== DATA LINES
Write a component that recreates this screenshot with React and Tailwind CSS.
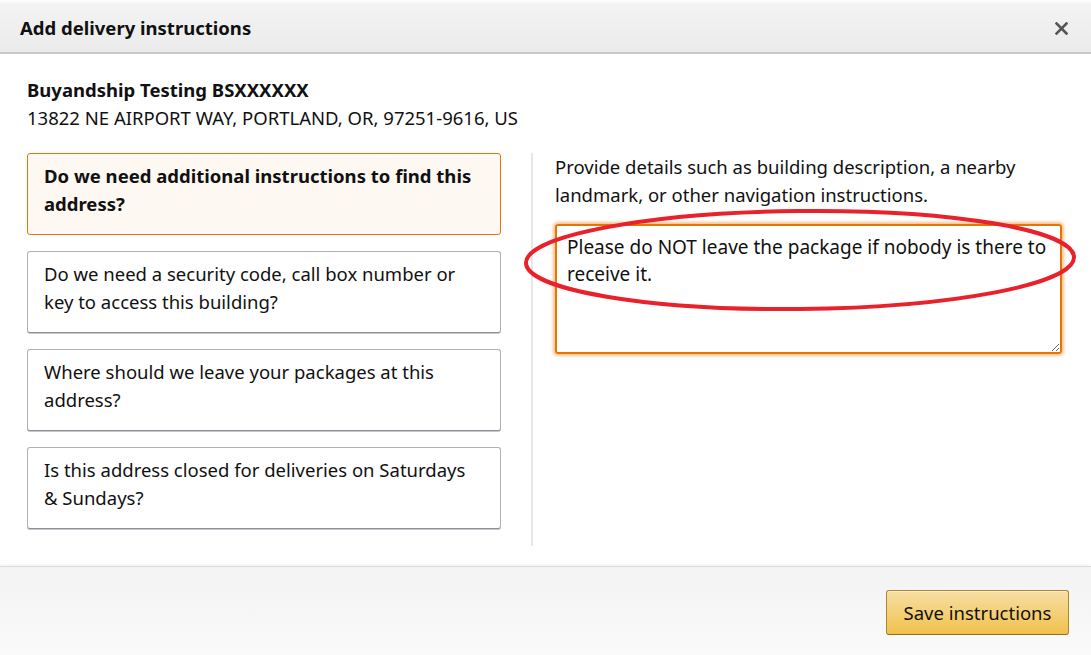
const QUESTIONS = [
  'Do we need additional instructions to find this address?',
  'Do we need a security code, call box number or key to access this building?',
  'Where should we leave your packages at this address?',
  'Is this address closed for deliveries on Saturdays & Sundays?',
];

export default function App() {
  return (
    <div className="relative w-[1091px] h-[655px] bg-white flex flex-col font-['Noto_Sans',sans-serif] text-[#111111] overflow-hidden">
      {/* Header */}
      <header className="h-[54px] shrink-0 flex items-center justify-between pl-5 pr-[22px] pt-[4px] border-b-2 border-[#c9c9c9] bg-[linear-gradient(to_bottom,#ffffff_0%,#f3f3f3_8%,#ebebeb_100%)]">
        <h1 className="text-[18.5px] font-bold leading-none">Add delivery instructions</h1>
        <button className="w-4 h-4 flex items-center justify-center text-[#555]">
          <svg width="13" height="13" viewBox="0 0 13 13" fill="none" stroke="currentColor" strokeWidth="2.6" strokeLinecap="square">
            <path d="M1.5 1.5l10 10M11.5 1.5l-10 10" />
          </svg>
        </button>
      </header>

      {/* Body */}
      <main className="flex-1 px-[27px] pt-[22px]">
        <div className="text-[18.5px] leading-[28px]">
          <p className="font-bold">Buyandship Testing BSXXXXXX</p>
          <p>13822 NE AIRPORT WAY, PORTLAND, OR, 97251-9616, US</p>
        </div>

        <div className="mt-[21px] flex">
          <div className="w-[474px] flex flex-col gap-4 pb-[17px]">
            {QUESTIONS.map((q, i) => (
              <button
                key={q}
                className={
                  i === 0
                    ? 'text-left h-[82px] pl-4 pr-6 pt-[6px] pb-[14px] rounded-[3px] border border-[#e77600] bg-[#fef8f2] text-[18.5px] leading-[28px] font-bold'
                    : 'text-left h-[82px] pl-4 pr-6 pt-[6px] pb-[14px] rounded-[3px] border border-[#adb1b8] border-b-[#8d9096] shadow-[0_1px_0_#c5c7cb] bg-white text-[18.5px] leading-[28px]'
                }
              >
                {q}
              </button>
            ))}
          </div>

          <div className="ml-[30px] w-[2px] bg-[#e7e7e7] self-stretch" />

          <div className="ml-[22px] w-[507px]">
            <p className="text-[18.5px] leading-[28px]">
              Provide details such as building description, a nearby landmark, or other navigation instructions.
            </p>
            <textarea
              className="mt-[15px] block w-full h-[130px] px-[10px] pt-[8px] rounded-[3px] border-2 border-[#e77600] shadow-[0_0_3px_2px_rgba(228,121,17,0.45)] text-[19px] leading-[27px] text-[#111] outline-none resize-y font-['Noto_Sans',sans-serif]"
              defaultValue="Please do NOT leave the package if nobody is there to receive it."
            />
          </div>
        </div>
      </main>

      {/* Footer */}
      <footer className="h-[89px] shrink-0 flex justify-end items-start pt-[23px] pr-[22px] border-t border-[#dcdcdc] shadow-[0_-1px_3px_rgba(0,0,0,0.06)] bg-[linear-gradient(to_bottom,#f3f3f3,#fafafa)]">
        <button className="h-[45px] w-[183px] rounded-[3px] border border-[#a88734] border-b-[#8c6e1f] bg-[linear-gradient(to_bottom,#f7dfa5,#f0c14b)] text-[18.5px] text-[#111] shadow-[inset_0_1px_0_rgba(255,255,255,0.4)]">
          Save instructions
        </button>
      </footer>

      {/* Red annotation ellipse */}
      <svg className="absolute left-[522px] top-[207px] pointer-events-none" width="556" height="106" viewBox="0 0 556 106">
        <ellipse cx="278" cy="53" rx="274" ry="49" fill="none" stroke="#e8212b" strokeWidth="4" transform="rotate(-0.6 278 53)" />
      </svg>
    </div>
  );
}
====
▶ [YOUR OBJECTIVE]
Strip out the pictures and quote the remaining data word for word.

▶ [THE RESPONSE]
Write a component that recreates this screenshot with React and Tailwind CSS.
const QUESTIONS = [
  'Do we need additional instructions to find this address?',
  'Do we need a security code, call box number or key to access this building?',
  'Where should we leave your packages at this address?',
  'Is this address closed for deliveries on Saturdays & Sundays?',
];

export default function App() {
  return (
    <div className="relative w-[1091px] h-[655px] bg-white flex flex-col font-['Noto_Sans',sans-serif] text-[#111111] overflow-hidden">
      {/* Header */}
      <header className="h-[54px] shrink-0 flex items-center justify-between pl-5 pr-[22px] pt-[4px] border-b-2 border-[#c9c9c9] bg-[linear-gradient(to_bottom,#ffffff_0%,#f3f3f3_8%,#ebebeb_100%)]">
        <h1 className="text-[18.5px] font-bold leading-none">Add delivery instructions</h1>
        <button className="w-4 h-4 flex items-center justify-center text-[#555]">
          <svg width="13" height="13" viewBox="0 0 13 13" fill="none" stroke="currentColor" strokeWidth="2.6" strokeLinecap="square">
            <path d="M1.5 1.5l10 10M11.5 1.5l-10 10" />
          </svg>
        </button>
      </header>

      {/* Body */}
      <main className="flex-1 px-[27px] pt-[22px]">
        <div className="text-[18.5px] leading-[28px]">
          <p className="font-bold">Buyandship Testing BSXXXXXX</p>
          <p>13822 NE AIRPORT WAY, PORTLAND, OR, 97251-9616, US</p>
        </div>

        <div className="mt-[21px] flex">
          <div className="w-[474px] flex flex-col gap-4 pb-[17px]">
            {QUESTIONS.map((q, i) => (
              <button
                key={q}
                className={
                  i === 0
                    ? 'text-left h-[82px] pl-4 pr-6 pt-[6px] pb-[14px] rounded-[3px] border border-[#e77600] bg-[#fef8f2] text-[18.5px] leading-[28px] font-bold'
                    : 'text-left h-[82px] pl-4 pr-6 pt-[6px] pb-[14px] rounded-[3px] border border-[#adb1b8] border-b-[#8d9096] shadow-[0_1px_0_#c5c7cb] bg-white text-[18.5px] leading-[28px]'
                }
              >
                {q}
              </button>
            ))}
          </div>

          <div className="ml-[30px] w-[2px] bg-[#e7e7e7] self-stretch" />

          <div className="ml-[22px] w-[507px]">
            <p className="text-[18.5px] leading-[28px]">
              Provide details such as building description, a nearby landmark, or other navigation instructions.
            </p>
            <textarea
              className="mt-[15px] block w-full h-[130px] px-[10px] pt-[8px] rounded-[3px] border-2 border-[#e77600] shadow-[0_0_3px_2px_rgba(228,121,17,0.45)] text-[19px] leading-[27px] text-[#111] outline-none resize-y font-['Noto_Sans',sans-serif]"
              defaultValue="Please do NOT leave the package if nobody is there to receive it."
            />
          </div>
        </div>
      </main>

      {/* Footer */}
      <footer className="h-[89px] shrink-0 flex justify-end items-start pt-[23px] pr-[22px] border-t border-[#dcdcdc] shadow-[0_-1px_3px_rgba(0,0,0,0.06)] bg-[linear-gradient(to_bottom,#f3f3f3,#fafafa)]">
        <button className="h-[45px] w-[183px] rounded-[3px] border border-[#a88734] border-b-[#8c6e1f] bg-[linear-gradient(to_bottom,#f7dfa5,#f0c14b)] text-[18.5px] text-[#111] shadow-[inset_0_1px_0_rgba(255,255,255,0.4)]">
          Save instructions
        </button>
      </footer>

      {/* Red annotation ellipse */}
      <svg className="absolute left-[522px] top-[207px] pointer-events-none" width="556" height="106" viewBox="0 0 556 106">
        <ellipse cx="278" cy="53" rx="274" ry="49" fill="none" stroke="#e8212b" strokeWidth="4" transform="rotate(-0.6 278 53)" />
      </svg>
    </div>
  );
}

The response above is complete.